Exercise:
Search the material for the word "styles" and copy each line that holds it.

○ ○ ○ ○ ○ ○ ○

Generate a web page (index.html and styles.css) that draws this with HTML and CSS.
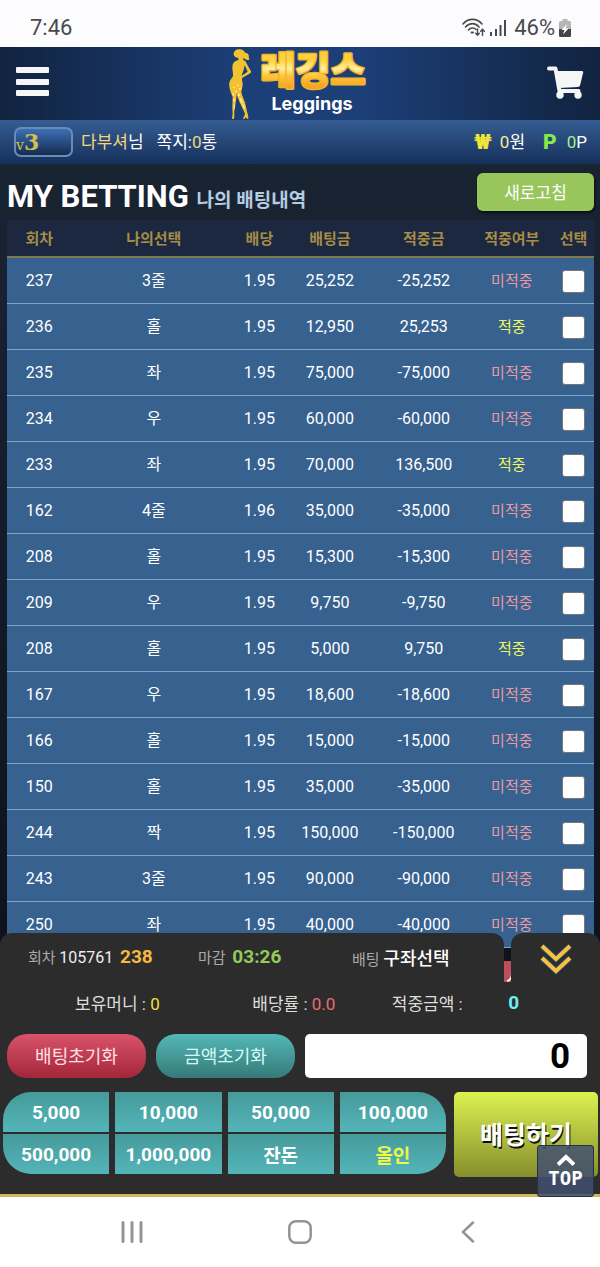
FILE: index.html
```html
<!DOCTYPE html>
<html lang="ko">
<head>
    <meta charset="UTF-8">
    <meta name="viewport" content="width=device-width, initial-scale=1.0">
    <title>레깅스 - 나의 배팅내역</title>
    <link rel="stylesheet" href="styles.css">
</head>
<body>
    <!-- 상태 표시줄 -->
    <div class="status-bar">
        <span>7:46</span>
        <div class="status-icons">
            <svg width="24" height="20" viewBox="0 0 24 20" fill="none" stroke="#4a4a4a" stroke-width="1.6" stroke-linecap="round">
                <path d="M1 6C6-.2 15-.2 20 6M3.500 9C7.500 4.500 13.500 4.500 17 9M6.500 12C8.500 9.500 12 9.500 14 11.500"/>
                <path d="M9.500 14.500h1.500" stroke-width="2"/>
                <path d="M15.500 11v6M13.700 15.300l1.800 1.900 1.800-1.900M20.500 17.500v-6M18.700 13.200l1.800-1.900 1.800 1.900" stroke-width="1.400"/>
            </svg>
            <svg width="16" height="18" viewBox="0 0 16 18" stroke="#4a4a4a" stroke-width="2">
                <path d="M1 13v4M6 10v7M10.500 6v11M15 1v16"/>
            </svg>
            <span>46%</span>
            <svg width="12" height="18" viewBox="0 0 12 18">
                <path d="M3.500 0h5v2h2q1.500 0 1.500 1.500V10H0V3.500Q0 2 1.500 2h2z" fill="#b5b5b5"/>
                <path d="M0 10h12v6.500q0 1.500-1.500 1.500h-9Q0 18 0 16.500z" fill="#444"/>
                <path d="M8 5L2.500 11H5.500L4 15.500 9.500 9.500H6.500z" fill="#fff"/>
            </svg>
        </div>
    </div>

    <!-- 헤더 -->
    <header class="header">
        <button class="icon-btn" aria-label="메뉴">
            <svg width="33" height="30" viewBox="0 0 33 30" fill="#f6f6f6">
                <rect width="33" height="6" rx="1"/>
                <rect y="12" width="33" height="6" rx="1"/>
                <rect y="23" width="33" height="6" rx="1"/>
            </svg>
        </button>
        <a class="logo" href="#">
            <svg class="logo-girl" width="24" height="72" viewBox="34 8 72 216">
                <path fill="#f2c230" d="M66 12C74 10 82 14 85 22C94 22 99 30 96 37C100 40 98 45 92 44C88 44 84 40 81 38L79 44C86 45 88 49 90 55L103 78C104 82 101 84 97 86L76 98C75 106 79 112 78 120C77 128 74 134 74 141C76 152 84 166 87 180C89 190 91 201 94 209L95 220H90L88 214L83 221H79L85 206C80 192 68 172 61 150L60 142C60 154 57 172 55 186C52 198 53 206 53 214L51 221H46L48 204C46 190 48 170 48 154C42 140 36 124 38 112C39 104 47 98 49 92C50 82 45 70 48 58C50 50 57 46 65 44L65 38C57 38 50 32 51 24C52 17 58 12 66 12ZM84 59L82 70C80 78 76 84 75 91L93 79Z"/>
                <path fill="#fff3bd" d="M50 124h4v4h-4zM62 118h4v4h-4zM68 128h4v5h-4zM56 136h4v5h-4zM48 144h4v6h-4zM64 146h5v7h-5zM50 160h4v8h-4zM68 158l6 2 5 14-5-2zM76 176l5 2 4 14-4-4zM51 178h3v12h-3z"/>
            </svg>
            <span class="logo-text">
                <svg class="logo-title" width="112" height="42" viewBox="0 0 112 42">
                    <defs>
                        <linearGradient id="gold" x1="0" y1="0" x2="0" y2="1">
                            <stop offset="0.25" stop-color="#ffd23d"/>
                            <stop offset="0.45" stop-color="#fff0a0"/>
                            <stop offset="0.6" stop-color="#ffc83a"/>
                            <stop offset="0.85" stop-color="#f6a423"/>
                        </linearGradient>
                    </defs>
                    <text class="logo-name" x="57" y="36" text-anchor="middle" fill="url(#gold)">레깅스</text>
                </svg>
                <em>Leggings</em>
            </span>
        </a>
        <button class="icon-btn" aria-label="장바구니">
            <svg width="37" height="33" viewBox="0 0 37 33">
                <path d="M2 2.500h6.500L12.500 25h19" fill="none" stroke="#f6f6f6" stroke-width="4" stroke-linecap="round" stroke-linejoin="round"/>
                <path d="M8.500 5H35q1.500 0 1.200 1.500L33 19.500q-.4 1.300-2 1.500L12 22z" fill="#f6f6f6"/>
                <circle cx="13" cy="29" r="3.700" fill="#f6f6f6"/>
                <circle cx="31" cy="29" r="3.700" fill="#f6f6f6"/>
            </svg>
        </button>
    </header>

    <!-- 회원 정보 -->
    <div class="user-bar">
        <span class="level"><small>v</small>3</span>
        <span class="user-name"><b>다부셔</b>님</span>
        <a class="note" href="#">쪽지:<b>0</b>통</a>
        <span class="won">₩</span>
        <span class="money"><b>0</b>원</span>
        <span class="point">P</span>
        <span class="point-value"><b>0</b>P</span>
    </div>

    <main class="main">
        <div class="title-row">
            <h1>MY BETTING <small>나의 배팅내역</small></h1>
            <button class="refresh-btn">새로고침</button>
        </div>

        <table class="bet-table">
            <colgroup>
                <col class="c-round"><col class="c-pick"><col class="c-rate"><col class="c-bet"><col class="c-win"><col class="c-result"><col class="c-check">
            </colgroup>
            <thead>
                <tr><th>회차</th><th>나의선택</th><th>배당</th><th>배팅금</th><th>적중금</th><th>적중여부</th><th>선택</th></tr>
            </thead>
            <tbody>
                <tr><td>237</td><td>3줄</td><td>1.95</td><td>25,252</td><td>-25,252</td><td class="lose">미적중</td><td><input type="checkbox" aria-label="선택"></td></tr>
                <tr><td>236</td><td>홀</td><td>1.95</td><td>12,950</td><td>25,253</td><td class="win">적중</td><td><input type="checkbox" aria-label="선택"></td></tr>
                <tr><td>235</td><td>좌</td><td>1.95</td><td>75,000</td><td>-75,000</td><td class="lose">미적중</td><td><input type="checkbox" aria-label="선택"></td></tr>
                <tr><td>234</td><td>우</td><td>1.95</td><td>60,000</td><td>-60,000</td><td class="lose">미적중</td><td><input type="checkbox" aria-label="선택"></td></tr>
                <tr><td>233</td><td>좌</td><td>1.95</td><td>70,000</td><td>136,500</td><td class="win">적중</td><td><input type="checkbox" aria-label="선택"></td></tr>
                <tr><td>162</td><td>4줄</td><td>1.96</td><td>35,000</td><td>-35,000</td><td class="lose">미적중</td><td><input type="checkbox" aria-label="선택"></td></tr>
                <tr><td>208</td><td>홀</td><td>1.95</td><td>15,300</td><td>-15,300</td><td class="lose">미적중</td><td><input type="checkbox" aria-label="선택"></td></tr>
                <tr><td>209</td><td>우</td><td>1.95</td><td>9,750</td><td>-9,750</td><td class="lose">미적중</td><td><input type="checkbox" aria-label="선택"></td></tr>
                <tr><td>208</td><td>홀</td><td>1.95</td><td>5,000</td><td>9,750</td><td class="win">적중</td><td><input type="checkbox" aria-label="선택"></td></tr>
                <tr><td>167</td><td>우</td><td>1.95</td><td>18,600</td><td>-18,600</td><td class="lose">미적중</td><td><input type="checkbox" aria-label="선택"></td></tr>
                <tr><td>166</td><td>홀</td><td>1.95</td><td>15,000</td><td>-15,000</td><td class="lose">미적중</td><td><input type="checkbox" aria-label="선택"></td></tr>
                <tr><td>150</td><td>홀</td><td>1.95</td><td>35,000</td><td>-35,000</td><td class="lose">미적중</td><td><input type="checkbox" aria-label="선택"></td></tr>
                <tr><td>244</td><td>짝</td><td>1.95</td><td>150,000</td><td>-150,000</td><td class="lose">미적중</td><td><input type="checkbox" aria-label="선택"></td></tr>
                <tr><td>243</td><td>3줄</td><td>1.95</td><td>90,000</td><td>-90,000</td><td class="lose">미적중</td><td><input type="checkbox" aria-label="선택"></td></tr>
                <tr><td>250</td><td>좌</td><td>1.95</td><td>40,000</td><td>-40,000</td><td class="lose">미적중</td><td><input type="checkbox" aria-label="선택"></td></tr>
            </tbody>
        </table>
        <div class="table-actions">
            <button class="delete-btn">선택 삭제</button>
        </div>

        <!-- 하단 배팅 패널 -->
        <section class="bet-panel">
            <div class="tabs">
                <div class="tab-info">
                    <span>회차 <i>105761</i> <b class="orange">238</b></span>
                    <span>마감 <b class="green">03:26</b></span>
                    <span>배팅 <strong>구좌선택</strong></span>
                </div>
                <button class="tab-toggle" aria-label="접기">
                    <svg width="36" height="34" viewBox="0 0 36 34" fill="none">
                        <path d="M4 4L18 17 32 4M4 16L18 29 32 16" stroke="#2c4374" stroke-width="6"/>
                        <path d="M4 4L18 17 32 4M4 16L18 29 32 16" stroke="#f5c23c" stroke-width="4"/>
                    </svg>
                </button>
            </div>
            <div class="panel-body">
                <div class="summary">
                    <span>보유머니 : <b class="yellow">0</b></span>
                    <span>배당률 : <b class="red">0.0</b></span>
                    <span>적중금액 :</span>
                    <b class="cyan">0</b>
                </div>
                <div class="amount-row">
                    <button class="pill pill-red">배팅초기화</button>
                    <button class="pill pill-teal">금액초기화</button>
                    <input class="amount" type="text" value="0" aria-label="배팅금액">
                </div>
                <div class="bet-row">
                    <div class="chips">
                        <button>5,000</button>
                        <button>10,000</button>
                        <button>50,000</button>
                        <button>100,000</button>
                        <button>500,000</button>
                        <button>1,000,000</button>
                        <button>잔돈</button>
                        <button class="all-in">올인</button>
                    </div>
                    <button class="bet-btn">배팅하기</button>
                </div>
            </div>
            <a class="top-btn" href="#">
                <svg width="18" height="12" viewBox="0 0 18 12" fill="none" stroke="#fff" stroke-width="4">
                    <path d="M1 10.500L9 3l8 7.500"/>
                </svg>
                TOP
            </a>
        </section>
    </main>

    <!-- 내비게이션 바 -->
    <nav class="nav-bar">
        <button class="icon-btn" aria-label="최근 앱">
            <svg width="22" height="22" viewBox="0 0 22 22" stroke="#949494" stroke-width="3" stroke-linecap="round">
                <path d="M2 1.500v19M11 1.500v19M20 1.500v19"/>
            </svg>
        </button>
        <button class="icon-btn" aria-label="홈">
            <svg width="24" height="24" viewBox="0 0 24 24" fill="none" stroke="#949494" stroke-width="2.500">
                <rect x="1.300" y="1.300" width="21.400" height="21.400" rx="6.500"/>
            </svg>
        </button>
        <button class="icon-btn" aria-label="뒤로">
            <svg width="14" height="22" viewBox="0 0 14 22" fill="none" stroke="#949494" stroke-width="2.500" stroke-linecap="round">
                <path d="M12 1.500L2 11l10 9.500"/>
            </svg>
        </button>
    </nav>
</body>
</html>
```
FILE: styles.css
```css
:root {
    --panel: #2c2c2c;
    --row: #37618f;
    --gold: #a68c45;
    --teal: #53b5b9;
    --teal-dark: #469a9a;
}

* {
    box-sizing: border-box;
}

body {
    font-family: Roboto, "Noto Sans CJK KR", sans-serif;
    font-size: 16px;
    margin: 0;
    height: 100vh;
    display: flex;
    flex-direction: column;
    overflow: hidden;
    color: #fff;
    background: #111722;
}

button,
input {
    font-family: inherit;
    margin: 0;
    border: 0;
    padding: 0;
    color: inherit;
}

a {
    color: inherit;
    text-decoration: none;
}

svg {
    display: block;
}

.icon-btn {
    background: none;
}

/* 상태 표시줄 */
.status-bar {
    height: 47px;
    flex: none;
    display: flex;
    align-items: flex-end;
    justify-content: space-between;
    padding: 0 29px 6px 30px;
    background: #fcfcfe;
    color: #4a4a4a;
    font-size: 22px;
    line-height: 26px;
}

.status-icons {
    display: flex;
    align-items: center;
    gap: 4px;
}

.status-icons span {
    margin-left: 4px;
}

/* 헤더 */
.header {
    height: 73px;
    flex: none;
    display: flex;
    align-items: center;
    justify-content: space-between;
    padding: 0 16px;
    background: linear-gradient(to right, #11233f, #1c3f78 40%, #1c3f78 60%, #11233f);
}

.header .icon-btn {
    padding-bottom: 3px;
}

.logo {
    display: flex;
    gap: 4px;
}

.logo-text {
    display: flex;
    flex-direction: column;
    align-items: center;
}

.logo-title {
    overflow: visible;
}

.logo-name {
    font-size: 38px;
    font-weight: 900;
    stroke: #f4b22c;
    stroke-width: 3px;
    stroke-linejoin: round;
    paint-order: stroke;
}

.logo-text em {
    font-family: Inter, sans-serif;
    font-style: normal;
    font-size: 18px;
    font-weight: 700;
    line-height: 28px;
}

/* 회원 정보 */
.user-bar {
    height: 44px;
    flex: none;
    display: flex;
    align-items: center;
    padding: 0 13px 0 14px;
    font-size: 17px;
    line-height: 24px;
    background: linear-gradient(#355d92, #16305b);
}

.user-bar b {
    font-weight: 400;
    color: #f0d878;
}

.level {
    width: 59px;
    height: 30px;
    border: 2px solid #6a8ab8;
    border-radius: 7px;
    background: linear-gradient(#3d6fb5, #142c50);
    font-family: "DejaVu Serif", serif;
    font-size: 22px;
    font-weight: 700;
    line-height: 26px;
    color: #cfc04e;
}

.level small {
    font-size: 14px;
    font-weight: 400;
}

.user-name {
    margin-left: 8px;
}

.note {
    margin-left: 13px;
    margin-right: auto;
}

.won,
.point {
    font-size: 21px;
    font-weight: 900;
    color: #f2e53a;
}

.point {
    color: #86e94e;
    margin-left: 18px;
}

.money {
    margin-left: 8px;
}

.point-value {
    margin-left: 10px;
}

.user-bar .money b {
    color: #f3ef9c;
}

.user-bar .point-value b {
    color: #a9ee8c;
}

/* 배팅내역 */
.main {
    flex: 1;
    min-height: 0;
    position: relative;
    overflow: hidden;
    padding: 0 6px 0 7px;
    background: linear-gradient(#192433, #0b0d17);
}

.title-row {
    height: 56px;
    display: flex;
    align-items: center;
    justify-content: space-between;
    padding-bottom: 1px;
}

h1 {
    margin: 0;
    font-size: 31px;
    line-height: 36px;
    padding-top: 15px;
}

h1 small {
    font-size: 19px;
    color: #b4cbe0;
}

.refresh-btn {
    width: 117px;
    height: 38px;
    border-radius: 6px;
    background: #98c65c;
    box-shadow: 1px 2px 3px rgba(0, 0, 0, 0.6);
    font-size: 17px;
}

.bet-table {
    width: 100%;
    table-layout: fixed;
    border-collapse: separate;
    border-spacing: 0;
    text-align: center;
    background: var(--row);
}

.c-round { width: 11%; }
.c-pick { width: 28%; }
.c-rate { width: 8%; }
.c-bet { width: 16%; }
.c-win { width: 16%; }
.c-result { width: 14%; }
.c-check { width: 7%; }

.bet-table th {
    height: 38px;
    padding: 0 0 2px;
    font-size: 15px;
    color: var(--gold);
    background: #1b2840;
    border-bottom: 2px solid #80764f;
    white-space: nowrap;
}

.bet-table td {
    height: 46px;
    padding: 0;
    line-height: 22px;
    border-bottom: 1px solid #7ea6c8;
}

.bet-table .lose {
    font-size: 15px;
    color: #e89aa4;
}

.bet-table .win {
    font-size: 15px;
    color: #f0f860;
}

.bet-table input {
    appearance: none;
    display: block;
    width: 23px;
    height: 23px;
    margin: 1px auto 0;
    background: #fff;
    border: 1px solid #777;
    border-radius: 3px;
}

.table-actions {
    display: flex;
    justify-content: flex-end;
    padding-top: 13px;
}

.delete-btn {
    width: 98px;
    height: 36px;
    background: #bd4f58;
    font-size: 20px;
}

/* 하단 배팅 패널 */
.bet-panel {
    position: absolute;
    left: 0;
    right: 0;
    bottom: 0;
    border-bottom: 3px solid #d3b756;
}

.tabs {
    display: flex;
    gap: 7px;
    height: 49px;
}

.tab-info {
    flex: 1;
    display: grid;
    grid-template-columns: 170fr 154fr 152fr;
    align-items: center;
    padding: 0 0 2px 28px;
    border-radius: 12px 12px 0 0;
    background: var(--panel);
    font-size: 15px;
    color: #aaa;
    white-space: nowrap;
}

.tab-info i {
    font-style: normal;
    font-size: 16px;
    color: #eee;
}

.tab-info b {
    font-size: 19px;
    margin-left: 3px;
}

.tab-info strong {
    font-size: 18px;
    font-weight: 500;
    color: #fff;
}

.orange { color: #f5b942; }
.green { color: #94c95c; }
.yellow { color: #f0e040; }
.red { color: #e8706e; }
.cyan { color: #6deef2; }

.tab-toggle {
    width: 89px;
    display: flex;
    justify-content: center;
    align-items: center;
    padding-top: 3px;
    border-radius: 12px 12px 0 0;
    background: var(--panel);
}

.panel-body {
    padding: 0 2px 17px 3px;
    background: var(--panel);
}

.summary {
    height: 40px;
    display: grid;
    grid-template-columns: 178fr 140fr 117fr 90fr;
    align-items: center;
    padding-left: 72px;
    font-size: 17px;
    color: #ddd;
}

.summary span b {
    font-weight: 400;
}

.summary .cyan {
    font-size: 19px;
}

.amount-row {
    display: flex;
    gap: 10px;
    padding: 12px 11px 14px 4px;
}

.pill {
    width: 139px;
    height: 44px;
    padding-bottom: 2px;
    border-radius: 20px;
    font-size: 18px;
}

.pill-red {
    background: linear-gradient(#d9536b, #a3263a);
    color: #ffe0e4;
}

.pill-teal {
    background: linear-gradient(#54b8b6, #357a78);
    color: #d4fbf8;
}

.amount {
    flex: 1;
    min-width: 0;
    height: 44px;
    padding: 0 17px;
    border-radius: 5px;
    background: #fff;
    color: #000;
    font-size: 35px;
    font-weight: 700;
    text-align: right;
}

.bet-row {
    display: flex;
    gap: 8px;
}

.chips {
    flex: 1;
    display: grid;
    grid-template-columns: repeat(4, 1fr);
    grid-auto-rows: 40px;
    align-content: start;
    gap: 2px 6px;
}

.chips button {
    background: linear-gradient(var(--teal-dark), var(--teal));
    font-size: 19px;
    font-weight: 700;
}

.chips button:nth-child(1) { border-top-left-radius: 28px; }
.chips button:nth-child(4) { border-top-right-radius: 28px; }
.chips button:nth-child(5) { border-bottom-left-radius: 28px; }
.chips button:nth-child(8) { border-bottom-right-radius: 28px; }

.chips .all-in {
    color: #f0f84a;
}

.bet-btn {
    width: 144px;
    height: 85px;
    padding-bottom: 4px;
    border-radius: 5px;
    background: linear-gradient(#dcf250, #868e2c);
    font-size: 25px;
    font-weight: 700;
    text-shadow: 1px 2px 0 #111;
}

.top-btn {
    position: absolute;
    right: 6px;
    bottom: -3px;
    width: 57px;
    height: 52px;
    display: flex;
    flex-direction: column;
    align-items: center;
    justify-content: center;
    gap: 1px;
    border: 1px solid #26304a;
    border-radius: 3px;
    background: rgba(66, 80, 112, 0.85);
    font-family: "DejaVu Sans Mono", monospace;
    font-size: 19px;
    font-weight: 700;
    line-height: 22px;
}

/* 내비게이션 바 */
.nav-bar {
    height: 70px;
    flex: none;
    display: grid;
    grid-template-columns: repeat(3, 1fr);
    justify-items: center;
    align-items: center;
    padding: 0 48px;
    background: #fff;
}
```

○ ○ ○ ○ ○ ○ ○

Result:
Generate a web page (index.html and styles.css) that draws this with HTML and CSS.
    <link rel="stylesheet" href="styles.css">
FILE: styles.css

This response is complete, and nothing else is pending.